Characterisation of sandstone rock and surfactantsTGA analysis
Advanced EOR methods involving thermal and gas injection are executed at high temperatures, often in combination with chemical (surfactants) flooding. Hence, it is critical to evaluate the potential degradation of surfactants during exploration. By measuring the weight loss of the surfactants as a function of temperature, TGA may be carried out to assess the surfactant’s thermal stability. Figure 11a-d shows the weight plot against temperature for all four surfactants.
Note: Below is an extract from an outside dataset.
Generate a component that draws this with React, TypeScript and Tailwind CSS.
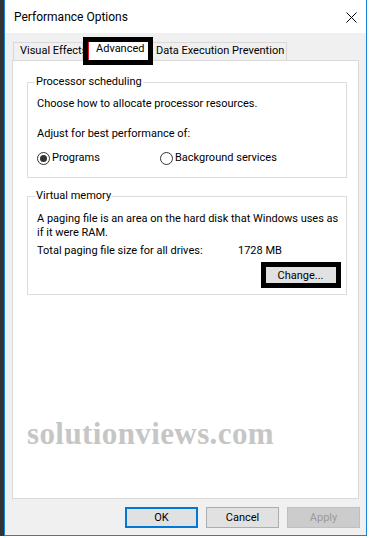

SDS was thermally stable up to a temperature of around 200–210 °C before losing weight owing to the breakup of the hydrocarbon chain40. CTAB was stable up to 200 °C before losing weight and decomposing thermally41. DTAB decomposed at 210–230 °C, stable before this, and started losing weight42,43. SDBS is stable up to 400 °C temperature because of the presence of a benzene ring and starts decomposing after 400 °C43.
FTIR and XRF
The sandstone rock used for this study needs to be characterised for its composition; hence, experiments such as FTIR and XRF were conducted. Figure 11e shows the FTIR analysis for the sandstone rock used for the current study. Dry sandstone rock samples include adsorption peaks in the FTIR spectrum at 464 cm−1 and 687 cm−1, associated with asymmetrical and symmetrical bending vibrations of the Si-O molecule, respectively. The stretching vibrations of Si-O, which are symmetric and asymmetric, have adsorption peaks at 790 cm−1 and 1087 cm−1, respectively. It was evident that silica was the primary component of the used rock sample. Hou et al. (2015)44 also reported a similar observation. The XRF composition in Table 2 shows that silica was the dominant oxide (87.78%), with the composition of other oxides. As a result, the formation is a sandstone rock with a significant quartz content. Tackie-Otoo et al. (2021)45 reported a similar observation: silica was the dominating oxide (95.2%).